Given exercise: Within the data below, state how many lines contain the string "TypeScript". Provide the number only.

* * *

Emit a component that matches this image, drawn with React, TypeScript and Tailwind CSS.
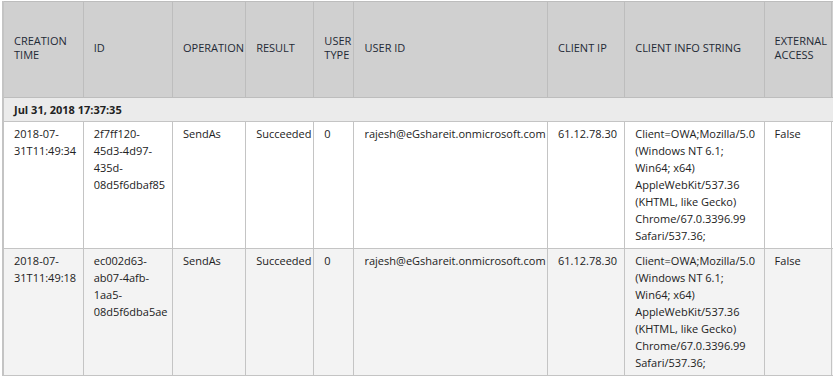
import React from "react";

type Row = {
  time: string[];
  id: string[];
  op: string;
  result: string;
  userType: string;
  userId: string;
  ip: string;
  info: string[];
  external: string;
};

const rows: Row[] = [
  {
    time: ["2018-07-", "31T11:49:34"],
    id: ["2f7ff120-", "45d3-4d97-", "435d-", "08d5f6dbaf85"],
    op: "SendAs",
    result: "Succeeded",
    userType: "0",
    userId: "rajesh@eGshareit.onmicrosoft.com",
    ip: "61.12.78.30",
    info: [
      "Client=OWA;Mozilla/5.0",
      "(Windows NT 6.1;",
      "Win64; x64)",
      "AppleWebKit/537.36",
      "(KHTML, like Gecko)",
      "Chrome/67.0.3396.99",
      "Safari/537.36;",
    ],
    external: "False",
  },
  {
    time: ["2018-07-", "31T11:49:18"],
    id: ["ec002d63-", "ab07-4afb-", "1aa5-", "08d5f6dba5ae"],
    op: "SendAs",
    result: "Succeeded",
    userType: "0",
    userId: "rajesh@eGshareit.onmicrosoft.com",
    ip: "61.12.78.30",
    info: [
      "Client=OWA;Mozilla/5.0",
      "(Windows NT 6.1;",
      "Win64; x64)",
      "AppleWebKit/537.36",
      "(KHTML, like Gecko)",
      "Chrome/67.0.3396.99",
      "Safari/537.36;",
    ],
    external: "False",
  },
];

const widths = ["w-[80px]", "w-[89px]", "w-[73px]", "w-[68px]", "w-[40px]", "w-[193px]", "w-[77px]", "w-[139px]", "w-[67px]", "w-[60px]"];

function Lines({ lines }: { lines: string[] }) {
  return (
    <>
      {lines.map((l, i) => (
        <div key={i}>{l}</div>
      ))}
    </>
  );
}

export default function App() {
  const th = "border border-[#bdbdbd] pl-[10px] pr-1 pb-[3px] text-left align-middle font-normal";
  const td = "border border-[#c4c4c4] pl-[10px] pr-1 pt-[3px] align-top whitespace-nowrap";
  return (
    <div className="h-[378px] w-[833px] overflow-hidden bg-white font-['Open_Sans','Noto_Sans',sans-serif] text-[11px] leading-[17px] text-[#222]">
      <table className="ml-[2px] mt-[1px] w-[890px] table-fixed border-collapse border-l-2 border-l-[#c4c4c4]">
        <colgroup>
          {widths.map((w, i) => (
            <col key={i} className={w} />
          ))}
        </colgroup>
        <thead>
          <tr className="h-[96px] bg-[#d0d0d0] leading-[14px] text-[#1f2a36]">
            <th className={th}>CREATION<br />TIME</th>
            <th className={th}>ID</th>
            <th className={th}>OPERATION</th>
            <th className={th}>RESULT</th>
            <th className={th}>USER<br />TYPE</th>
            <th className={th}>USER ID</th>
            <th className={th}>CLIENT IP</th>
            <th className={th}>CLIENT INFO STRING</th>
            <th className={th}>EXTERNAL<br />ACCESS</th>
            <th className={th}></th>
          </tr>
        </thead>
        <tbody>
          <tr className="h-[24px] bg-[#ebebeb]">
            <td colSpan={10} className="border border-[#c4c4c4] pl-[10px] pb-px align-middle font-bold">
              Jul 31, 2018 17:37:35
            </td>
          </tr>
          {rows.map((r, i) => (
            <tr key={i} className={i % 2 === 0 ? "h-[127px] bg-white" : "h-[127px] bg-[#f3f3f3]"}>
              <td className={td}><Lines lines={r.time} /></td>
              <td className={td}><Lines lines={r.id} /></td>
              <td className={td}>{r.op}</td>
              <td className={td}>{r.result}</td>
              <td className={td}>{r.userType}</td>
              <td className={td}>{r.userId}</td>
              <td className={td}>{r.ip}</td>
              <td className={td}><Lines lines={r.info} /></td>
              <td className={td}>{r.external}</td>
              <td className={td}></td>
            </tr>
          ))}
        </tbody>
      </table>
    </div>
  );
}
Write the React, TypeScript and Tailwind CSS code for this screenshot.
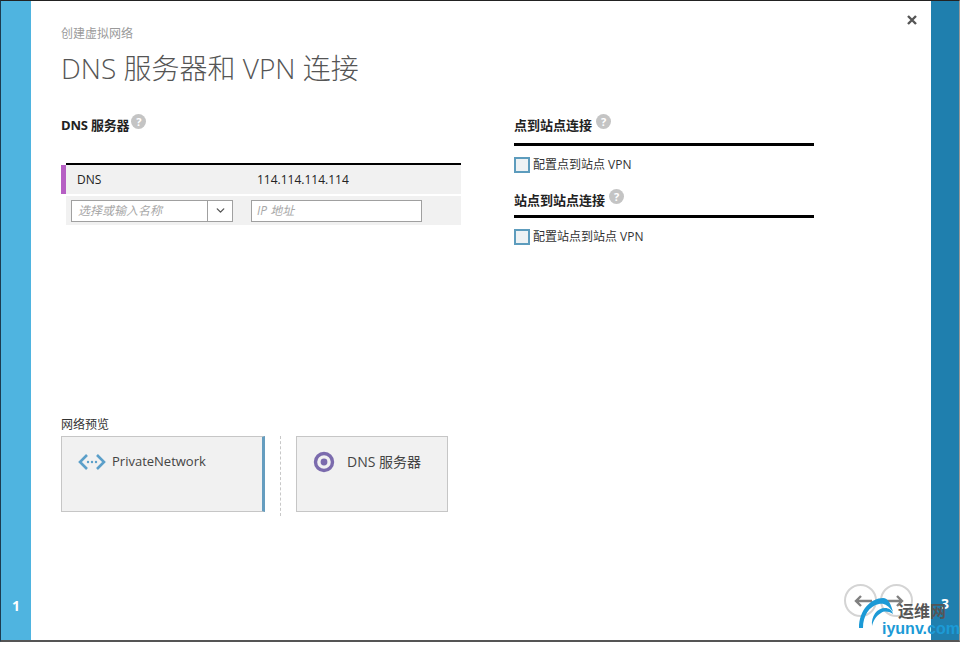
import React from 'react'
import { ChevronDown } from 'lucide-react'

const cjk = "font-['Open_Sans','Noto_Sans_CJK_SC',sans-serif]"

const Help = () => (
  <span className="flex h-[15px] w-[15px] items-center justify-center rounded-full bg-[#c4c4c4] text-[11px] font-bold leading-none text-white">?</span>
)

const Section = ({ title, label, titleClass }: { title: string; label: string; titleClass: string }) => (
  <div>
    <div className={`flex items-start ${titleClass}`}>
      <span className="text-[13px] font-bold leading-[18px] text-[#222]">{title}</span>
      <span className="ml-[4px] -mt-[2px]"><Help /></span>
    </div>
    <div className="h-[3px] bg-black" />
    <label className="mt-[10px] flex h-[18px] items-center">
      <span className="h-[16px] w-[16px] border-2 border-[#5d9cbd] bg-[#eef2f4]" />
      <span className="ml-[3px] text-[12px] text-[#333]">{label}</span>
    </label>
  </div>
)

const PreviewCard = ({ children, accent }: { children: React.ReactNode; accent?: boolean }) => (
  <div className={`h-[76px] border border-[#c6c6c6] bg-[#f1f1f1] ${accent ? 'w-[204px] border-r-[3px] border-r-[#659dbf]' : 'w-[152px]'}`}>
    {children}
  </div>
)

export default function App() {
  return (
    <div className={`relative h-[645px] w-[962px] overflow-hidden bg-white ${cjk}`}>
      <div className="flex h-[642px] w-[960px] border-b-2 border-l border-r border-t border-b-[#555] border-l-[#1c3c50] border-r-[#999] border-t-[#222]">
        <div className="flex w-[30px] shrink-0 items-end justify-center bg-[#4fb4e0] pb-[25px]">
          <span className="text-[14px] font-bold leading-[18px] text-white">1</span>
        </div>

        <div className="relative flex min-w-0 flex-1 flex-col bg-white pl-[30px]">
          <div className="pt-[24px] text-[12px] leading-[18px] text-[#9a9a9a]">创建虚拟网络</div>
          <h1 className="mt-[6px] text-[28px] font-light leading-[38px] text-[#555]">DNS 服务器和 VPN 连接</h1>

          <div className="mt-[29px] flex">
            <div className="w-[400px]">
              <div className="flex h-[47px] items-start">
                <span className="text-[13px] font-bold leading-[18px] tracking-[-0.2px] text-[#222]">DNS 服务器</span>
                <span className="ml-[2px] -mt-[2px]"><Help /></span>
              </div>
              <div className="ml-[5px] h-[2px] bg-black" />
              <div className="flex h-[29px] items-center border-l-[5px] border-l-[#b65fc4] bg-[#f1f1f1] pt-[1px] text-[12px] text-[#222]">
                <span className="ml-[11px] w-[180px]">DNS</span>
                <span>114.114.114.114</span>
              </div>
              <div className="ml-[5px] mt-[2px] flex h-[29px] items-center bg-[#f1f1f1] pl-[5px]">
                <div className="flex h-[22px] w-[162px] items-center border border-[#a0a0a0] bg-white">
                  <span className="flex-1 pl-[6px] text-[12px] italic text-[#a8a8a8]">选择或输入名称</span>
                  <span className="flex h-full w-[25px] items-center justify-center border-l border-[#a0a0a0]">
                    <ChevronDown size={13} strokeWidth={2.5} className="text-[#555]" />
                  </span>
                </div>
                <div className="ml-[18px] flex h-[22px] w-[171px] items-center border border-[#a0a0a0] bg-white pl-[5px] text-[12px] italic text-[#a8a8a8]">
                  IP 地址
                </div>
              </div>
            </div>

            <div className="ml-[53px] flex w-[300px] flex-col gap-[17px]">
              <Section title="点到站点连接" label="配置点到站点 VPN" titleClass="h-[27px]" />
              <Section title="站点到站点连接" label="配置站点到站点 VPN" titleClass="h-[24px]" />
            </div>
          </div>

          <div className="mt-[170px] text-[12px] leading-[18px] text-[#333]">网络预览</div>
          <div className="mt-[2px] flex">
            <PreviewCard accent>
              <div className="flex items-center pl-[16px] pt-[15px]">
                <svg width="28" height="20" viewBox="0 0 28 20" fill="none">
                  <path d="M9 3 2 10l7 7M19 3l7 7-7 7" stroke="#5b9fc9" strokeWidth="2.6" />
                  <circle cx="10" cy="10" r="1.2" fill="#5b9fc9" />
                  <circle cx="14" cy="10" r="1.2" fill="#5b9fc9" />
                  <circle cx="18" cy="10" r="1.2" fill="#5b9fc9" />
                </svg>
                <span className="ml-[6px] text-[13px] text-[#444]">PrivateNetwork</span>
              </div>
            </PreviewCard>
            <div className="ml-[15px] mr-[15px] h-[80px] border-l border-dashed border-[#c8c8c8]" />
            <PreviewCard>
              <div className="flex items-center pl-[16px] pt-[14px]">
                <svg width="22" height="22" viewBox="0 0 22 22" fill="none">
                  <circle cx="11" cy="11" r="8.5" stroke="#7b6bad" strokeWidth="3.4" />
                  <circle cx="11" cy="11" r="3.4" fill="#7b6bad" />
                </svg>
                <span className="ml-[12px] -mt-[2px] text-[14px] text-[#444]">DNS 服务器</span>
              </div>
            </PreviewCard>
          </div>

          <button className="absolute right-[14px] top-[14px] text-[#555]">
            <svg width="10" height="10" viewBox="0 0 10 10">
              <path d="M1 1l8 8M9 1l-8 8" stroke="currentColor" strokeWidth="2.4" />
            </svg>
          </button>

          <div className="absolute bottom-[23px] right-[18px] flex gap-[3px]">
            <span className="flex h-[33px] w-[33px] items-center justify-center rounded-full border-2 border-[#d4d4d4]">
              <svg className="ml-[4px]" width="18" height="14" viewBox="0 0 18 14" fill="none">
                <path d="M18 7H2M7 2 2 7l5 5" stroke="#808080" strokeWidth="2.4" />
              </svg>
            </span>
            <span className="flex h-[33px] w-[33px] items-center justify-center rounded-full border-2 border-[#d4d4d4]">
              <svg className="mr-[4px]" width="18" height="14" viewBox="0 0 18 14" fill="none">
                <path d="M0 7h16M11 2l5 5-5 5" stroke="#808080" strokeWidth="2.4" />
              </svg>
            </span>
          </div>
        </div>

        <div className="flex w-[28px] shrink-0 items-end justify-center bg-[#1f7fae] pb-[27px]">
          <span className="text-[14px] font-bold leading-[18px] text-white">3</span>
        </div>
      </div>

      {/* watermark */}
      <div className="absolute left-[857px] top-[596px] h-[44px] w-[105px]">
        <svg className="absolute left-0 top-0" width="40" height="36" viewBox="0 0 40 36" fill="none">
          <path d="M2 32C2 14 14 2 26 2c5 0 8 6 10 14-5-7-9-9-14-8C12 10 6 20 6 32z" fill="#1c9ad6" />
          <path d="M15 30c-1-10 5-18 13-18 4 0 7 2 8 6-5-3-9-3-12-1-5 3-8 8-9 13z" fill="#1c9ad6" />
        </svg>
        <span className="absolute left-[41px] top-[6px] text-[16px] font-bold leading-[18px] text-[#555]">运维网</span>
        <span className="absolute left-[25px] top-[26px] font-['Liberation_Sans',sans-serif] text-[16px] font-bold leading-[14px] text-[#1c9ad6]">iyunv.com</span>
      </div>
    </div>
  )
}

* * *

Task output: 2